- **WHAT IS BEING ASKED**
Write out all the entries word for word, but skip any images.

····················

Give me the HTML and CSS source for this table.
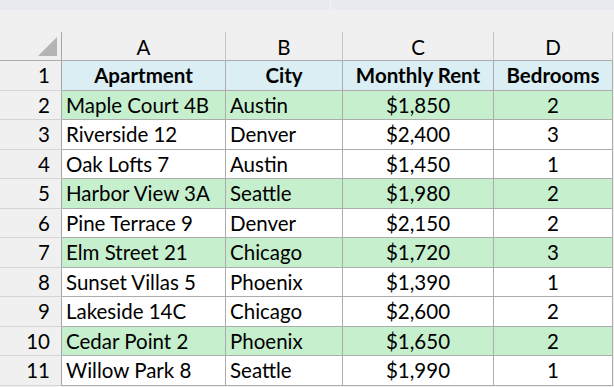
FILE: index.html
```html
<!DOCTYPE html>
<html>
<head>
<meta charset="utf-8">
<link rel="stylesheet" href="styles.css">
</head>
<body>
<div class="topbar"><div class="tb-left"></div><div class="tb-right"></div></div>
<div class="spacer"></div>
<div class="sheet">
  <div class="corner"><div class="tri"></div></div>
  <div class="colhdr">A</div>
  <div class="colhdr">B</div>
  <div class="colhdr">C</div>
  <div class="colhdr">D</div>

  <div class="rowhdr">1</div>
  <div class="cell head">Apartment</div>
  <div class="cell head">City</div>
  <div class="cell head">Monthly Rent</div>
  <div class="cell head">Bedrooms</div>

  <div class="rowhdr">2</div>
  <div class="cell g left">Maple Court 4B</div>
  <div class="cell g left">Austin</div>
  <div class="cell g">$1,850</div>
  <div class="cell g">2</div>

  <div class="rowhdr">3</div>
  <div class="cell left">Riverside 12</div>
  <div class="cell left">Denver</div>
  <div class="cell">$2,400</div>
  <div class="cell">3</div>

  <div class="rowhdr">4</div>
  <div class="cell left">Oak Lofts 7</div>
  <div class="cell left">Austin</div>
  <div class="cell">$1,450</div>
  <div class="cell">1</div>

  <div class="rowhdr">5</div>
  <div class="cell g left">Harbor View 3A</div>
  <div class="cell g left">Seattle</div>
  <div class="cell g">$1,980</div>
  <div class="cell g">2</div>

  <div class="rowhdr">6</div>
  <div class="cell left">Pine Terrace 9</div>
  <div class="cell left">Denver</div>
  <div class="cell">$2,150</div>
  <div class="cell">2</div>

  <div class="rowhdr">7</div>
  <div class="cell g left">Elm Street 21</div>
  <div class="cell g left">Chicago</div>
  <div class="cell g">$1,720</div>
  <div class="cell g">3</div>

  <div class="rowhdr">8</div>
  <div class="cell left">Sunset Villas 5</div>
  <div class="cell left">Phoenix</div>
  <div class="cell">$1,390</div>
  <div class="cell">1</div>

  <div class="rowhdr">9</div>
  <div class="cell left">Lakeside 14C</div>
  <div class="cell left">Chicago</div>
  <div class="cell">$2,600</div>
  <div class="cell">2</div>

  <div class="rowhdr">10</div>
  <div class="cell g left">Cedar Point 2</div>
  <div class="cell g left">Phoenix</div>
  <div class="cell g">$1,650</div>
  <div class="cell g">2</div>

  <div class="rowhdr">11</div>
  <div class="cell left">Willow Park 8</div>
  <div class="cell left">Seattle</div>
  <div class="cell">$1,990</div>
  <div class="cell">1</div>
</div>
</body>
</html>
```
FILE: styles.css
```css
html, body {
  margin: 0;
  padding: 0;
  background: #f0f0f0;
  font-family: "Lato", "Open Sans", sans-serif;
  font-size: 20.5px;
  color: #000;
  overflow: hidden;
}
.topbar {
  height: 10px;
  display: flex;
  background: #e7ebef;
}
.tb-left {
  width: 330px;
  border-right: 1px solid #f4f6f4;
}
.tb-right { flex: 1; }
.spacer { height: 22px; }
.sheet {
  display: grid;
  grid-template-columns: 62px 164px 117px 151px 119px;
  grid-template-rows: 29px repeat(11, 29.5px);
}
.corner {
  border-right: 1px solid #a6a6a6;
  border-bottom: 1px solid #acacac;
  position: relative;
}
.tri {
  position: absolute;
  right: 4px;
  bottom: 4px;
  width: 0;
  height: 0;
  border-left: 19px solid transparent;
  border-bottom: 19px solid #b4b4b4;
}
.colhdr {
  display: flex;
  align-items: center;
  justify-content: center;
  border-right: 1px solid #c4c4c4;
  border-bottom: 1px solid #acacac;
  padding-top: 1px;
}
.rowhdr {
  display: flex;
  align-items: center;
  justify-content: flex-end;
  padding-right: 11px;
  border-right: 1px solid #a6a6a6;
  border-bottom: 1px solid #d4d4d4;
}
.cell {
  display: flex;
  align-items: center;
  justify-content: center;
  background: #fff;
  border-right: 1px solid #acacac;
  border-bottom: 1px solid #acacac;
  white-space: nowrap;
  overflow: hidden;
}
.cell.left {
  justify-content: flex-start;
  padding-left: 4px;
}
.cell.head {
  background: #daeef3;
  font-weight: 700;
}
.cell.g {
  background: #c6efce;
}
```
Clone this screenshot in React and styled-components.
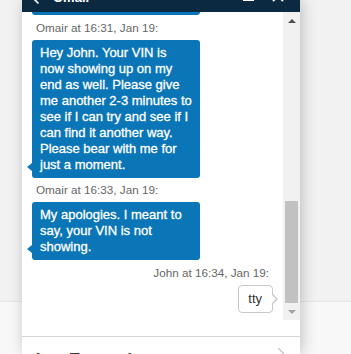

····················

- **ANSWER TO THE TASK**
Give me the HTML and CSS source for this table.
FILE: index.html
```html
<!DOCTYPE html>
<html>
<head>
<meta charset="utf-8">
<link rel="stylesheet" href="styles.css">
</head>
<body>
<div class="topbar"><div class="tb-left"></div><div class="tb-right"></div></div>
<div class="spacer"></div>
<div class="sheet">
  <div class="corner"><div class="tri"></div></div>
  <div class="colhdr">A</div>
  <div class="colhdr">B</div>
  <div class="colhdr">C</div>
  <div class="colhdr">D</div>

  <div class="rowhdr">1</div>
  <div class="cell head">Apartment</div>
  <div class="cell head">City</div>
  <div class="cell head">Monthly Rent</div>
  <div class="cell head">Bedrooms</div>

  <div class="rowhdr">2</div>
  <div class="cell g left">Maple Court 4B</div>
  <div class="cell g left">Austin</div>
  <div class="cell g">$1,850</div>
  <div class="cell g">2</div>

  <div class="rowhdr">3</div>
  <div class="cell left">Riverside 12</div>
  <div class="cell left">Denver</div>
  <div class="cell">$2,400</div>
  <div class="cell">3</div>

  <div class="rowhdr">4</div>
  <div class="cell left">Oak Lofts 7</div>
  <div class="cell left">Austin</div>
  <div class="cell">$1,450</div>
  <div class="cell">1</div>

  <div class="rowhdr">5</div>
  <div class="cell g left">Harbor View 3A</div>
  <div class="cell g left">Seattle</div>
  <div class="cell g">$1,980</div>
  <div class="cell g">2</div>

  <div class="rowhdr">6</div>
  <div class="cell left">Pine Terrace 9</div>
  <div class="cell left">Denver</div>
  <div class="cell">$2,150</div>
  <div class="cell">2</div>

  <div class="rowhdr">7</div>
  <div class="cell g left">Elm Street 21</div>
  <div class="cell g left">Chicago</div>
  <div class="cell g">$1,720</div>
  <div class="cell g">3</div>

  <div class="rowhdr">8</div>
  <div class="cell left">Sunset Villas 5</div>
  <div class="cell left">Phoenix</div>
  <div class="cell">$1,390</div>
  <div class="cell">1</div>

  <div class="rowhdr">9</div>
  <div class="cell left">Lakeside 14C</div>
  <div class="cell left">Chicago</div>
  <div class="cell">$2,600</div>
  <div class="cell">2</div>

  <div class="rowhdr">10</div>
  <div class="cell g left">Cedar Point 2</div>
  <div class="cell g left">Phoenix</div>
  <div class="cell g">$1,650</div>
  <div class="cell g">2</div>

  <div class="rowhdr">11</div>
  <div class="cell left">Willow Park 8</div>
  <div class="cell left">Seattle</div>
  <div class="cell">$1,990</div>
  <div class="cell">1</div>
</div>
</body>
</html>
```
FILE: styles.css
```css
html, body {
  margin: 0;
  padding: 0;
  background: #f0f0f0;
  font-family: "Lato", "Open Sans", sans-serif;
  font-size: 20.5px;
  color: #000;
  overflow: hidden;
}
.topbar {
  height: 10px;
  display: flex;
  background: #e7ebef;
}
.tb-left {
  width: 330px;
  border-right: 1px solid #f4f6f4;
}
.tb-right { flex: 1; }
.spacer { height: 22px; }
.sheet {
  display: grid;
  grid-template-columns: 62px 164px 117px 151px 119px;
  grid-template-rows: 29px repeat(11, 29.5px);
}
.corner {
  border-right: 1px solid #a6a6a6;
  border-bottom: 1px solid #acacac;
  position: relative;
}
.tri {
  position: absolute;
  right: 4px;
  bottom: 4px;
  width: 0;
  height: 0;
  border-left: 19px solid transparent;
  border-bottom: 19px solid #b4b4b4;
}
.colhdr {
  display: flex;
  align-items: center;
  justify-content: center;
  border-right: 1px solid #c4c4c4;
  border-bottom: 1px solid #acacac;
  padding-top: 1px;
}
.rowhdr {
  display: flex;
  align-items: center;
  justify-content: flex-end;
  padding-right: 11px;
  border-right: 1px solid #a6a6a6;
  border-bottom: 1px solid #d4d4d4;
}
.cell {
  display: flex;
  align-items: center;
  justify-content: center;
  background: #fff;
  border-right: 1px solid #acacac;
  border-bottom: 1px solid #acacac;
  white-space: nowrap;
  overflow: hidden;
}
.cell.left {
  justify-content: flex-start;
  padding-left: 4px;
}
.cell.head {
  background: #daeef3;
  font-weight: 700;
}
.cell.g {
  background: #c6efce;
}
```
Clone this screenshot in React and styled-components.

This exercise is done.